Sydney airport will only have to submit its master plan this December, after settling a dispute with the country's transport minister in the Administrative Appeals Tribunal.
Minister Anthony Albanese had, last year, brought forward the airport's 20-year master plan deadline by a year from 19 June 2014 to July 2013. This prompted the airport to seek a review of his decision with the tribunal, saying that the revised deadline gives it little time to prepare for the comprehensive document and to seek consultation.
"The new vision concept to transform Sydney airport into two common-use terminal precincts is an opportunity to improve the efficiency and productivity of the nation's most important transport infrastructure asset," says its chief executive Kerrie Mather.
"A master plan is a 20-year land-use plan for the terminals and airfield, which includes a ground transport report. We'll use the additional time to consult broadly and extensively, focusing particularly on improving transport links to the airport," she adds.

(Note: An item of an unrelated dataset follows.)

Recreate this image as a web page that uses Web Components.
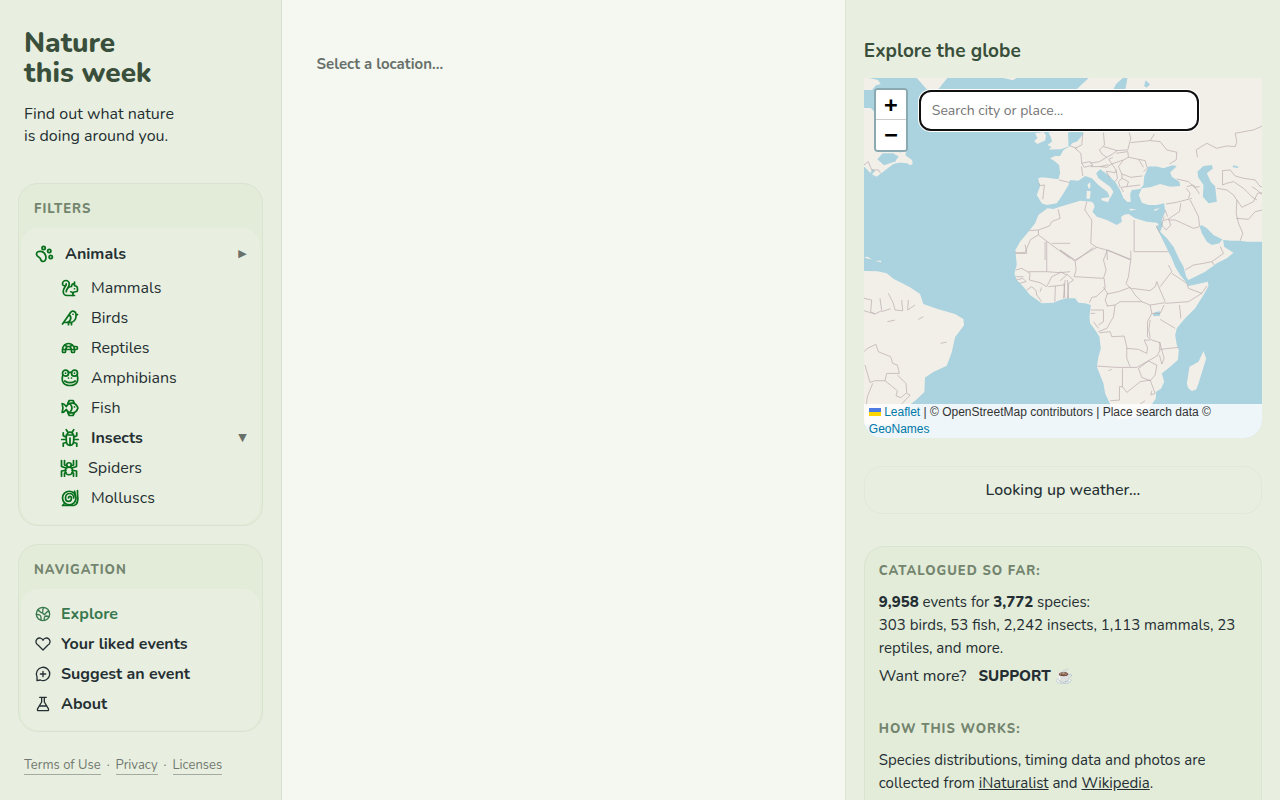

The airport adds that it will release a preliminary draft of its master plan for public consultation in the middle of the year.
Albanese first made the decision to bring forward the master plan deadline after an independent study recommended a site to be identified for a new airport in Sydney to meet long-term growth demands for travel into the country's main gateway. The report forecast that passenger demand in the Sydney region will more than double by 2035 to 87 million, and then, it will double again by 2060.